Anyway, to end my lame photo-less how to post, here's the final product:

Thanks for reading this post, maybe it will help someone else.  I have a few more parts car steering wheels laying around, so I promise if I do this again, I'll shoot more photos!  Part of my reason for posting about the Comet is to get my motivation back to do some more indoor work on it until Spring rolls around.  Then it will be time to replace the gas tank and sending unit and rebuild the carburetor.  If I'm lucky, at that point I'll have it far enough along to drive a little.


  1. Sweet Post! My Dart wagon is a '63 too! I had a '63 Dart 4 door before the wagon, and did a steering wheel restoration on it. If I recall, I used Bondo to fill in and sand the cracks. Then it got a good coat of teal paint. It looked pretty darn good! In my wagon, the steering wheel is almost void of any original paint. I don't want to restore it though because it has such a nice feel to it, like mahogany...even though it some weird plastic compound. I just love thinking about all the times someones fingers let the wheel slide trough them in a turn. Its so nostalgic! My only compliant is that in damp weather, the plastic seems to get sticky and I have to wear gloves or else I'm covered in the black goo. Luck for me its not usually damp here in So-Cal! Someday I'll make a post of my wagon and we can nerd out together!

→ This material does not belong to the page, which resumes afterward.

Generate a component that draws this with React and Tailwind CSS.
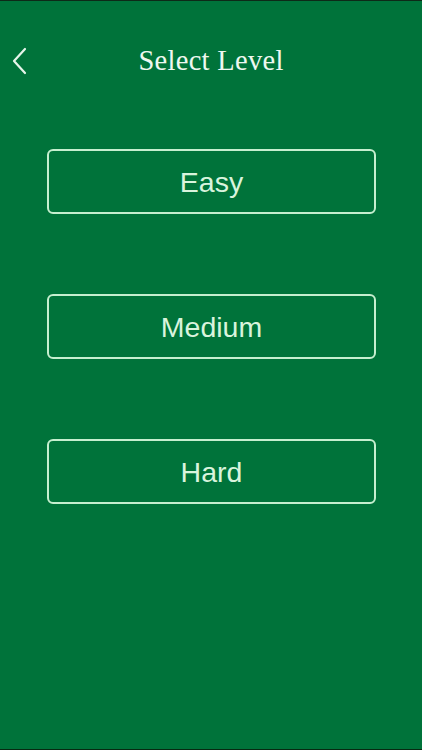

  2. Your wagon is looking pretty good! Steering wheels often get neglected, but its the part of any car that a person sees the most. Nice to see you working on it.


  3. I've enjoyed reading your blog posts about your Dart wagon Amber. In college I drove a 4 door 63 Dart. I've been lusting over a 63 Dart convertible that's been on the local craigslist, but I really cannot add another car to the driveway.

    Ranchwagon, thanks for the encouragement. I don't think I'll get much more done on the Comet until spring, but I hope to sort out my drivetrain and have it running by late spring.

  4. Your wagon looks nice! I love reading your post, this would be a great help to someone else.